The long and the short of the latest decision is that the Court of Appeals disagreed with the FTC's conclusion that Rambus's activities in JEDEC constituted a violation of antitrust law, and also questioned whether the Commissioners had properly concluded that Rambus had violated JEDEC's patent disclosure policy. Summarizing and oversimplifying a complex analysis, the FTC had based its conclusions on the assumption that if Rambus had disclosed its patentable inventions in timely fashion, JEDEC would have either chosen another, non-infringing option, or would have required Rambus (under its standing rules) to pledge to make patent licenses available on reasonable and non-discriminatory (RAND) terms. The higher court held that under existing precedents, both of these alternatives would need to result in a violation of antitrust laws in order for Rambus to be held accountable .
Fortunately for Rambus, the court held that engaging in deceptive conduct to avoid the latter alternative would not violate anticompetition law, even where the result was to create monopoly power. Or, in the more formalistic language of the Court, "the FTC failed to demonstrate that Rambus's conduct was exclusionary under settled principles of antitrust law".
Meanwhile, there is an ongoing series of cases between Rambus and several implementers of the standards in question, in which Rambus alleges that those vendors colluded against Rambus in connection with the same process. Several of those vendors have already paid heavy fines to US regulators in settlement of similar charges. I have written very extensively on all of this, and you can read more than you will likely ever want to know by sampling from this list.
As increasingly seems to be the be case these days when rutting rival vendors butt heads, the standard setting system has become the most notable and innocent victim of collateral damage. The reason is that whatever the final conclusions at law regarding the bad acts of Rambus et al., documentsdiscovered during the various cases revealed early on that Rambus believed that it was violating JEDEC rules, had been so advised by its counsel, and later destroyed documentary evidence in an attempt to conceal that conduct. In consequence, when Rambus loses, the credibility of the system, including the ability to look to courts and regulators to punish abuse, is bolstered. And when Rambus wins, other participants in standard setting activities may pause and wonder whether it's safer and smarter to cheat than to live by the rules.

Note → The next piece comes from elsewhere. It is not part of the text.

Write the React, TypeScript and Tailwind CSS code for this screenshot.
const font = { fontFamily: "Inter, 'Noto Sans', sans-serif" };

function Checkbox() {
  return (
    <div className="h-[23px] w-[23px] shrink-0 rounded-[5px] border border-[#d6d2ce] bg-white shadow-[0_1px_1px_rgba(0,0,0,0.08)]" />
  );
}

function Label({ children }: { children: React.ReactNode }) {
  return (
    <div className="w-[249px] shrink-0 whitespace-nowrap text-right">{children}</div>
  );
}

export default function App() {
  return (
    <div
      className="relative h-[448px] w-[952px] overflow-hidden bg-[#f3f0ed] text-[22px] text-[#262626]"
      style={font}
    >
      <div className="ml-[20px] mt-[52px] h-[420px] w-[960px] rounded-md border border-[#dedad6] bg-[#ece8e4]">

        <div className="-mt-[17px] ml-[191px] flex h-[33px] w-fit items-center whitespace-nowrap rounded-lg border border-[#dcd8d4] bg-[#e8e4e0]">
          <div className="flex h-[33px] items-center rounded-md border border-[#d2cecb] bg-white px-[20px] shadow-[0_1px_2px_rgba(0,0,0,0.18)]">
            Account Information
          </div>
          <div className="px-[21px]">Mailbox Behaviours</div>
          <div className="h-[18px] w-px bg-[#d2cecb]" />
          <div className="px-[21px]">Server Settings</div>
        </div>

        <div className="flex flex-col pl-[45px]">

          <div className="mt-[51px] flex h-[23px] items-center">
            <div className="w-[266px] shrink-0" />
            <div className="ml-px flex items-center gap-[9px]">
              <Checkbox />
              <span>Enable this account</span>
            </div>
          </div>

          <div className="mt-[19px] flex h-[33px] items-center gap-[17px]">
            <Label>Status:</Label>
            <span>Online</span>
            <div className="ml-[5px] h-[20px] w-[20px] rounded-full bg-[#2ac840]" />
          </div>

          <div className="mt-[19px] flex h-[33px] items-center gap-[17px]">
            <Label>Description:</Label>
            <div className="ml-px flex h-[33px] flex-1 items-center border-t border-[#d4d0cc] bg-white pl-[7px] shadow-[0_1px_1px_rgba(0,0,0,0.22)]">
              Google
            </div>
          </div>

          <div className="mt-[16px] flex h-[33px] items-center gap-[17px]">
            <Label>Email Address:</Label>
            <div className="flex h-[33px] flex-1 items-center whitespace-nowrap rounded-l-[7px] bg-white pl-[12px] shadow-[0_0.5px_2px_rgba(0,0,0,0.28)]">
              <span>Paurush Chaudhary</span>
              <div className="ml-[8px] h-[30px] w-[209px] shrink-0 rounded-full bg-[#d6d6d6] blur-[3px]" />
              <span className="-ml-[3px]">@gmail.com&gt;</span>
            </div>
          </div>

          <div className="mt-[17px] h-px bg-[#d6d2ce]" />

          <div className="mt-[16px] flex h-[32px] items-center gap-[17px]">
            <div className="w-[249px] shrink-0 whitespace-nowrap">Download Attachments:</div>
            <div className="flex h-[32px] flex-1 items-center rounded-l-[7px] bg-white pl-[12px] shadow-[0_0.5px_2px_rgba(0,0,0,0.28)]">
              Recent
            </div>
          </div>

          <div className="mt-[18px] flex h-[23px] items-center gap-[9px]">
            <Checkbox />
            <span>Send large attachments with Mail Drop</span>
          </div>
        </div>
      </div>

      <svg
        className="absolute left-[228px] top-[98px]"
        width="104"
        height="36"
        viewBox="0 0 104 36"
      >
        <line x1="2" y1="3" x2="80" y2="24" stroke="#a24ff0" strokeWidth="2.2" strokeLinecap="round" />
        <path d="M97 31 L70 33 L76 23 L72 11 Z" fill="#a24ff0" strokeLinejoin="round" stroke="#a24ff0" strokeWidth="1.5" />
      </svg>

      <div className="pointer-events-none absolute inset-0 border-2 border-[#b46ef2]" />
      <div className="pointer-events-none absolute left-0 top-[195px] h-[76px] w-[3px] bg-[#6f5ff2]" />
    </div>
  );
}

As a result, I've filed a total of four pro bono "friend of the court" briefs over the years, advocating for the courts to protect the integrity of the standard setting system. Those briefs were filed with the Federal Circuit Court that hears patent cases, the Supreme Court, which declined to hear the case, and the FTC (two briefs). These briefs have not been welcomed by all concerned, as along the way, Rambus acquired a cult of stock-owning true believers that are convinced that there is a world-wide conspiracy hell bent on destroying this innocent victim. They are a refined and introspective lot, and as luck would have it are characteristically willing to share their opinions with me in a respectful and intellectual exchange of ideas. Consider, for example, this email from "Regina," which I received within hours of the release of this latest opinion:
Looks like the CADC just wiped their collective arses with your precious ”pro bono friend of the court brief”. Hope all those hours whoring yourself for the criminal cartel DRAM makers were worth it.You can read further thought provoking samples here.
Be that as it may, there have been many ups and downs for both sides along the way, not only with respect to the overall question of liability or the lack thereof, but with respect to specific practices and obligations. For example, I was shocked when the FTC Administrative Law Judge ruled that there is no duty of good faith as between those engaged in standard setting. Since the standards process is consensual in nature and inherently based on trust (standard setting organizations rarely have any sanctions, or the means to enforce them), that ruling seriously undercut the entire basis of the standard setting system. Happily, the Commissioners held otherwise, and it does no appear that this ruling has been disturbed.
What happens next? Well, the FTC now needs to decide whether to try again. The Court of Appeals left open to the FTC the opportunity to retreat, or to bravely take the field once again. Certainly there are some aspects of the higher Court's ruling that I find problematic, and would prefer to see challenged. To give one example, the Court justified it's holding that there was no anticompetitive effect from the loss of JEDEC's opportunity to extract a RAND commitment from RAMBUS in part on this reasoning:
Indeed, had JEDEC limited Rambus to reasonable royalties and required it to provide licenses on a nondiscriminatory basis, we would expect less competition from alternative technologies, not more; high prices and constrained output tend to attract competitors, not to repel them. [Opinion, page 18]This represents a rather startling lack of understanding regarding what standards are all about, as the purpose of a standard is not to provide incentives to launch non-compliant alternatives, but to provide incentives for everyone to give up that right in favor of the common good to be found from supporting a single standard. When they do, true competition does result, as more competitors are attracted to the standard, resulting in greater competition not only on price, but also in providing innovative, value-added features above the layer of standardization - and therefore more variety and choice.
Regardless of what the FTC decides to do, this newest reversal of fortunes for Rambus will give it more bargaining power in its private suits against Hynix and others. And it also once again casts an ominous and lengthy shadow across the integrity of the standard setting process.
But still. This is, after all, the Rambus story, and there is always another court, another cause of action, another plaintiff or prosecutor. Recall that the European Commission also has an open investigation against Rambus for "patent ambush." So perhaps yes, Regina, there may be a Santa Claus (after all).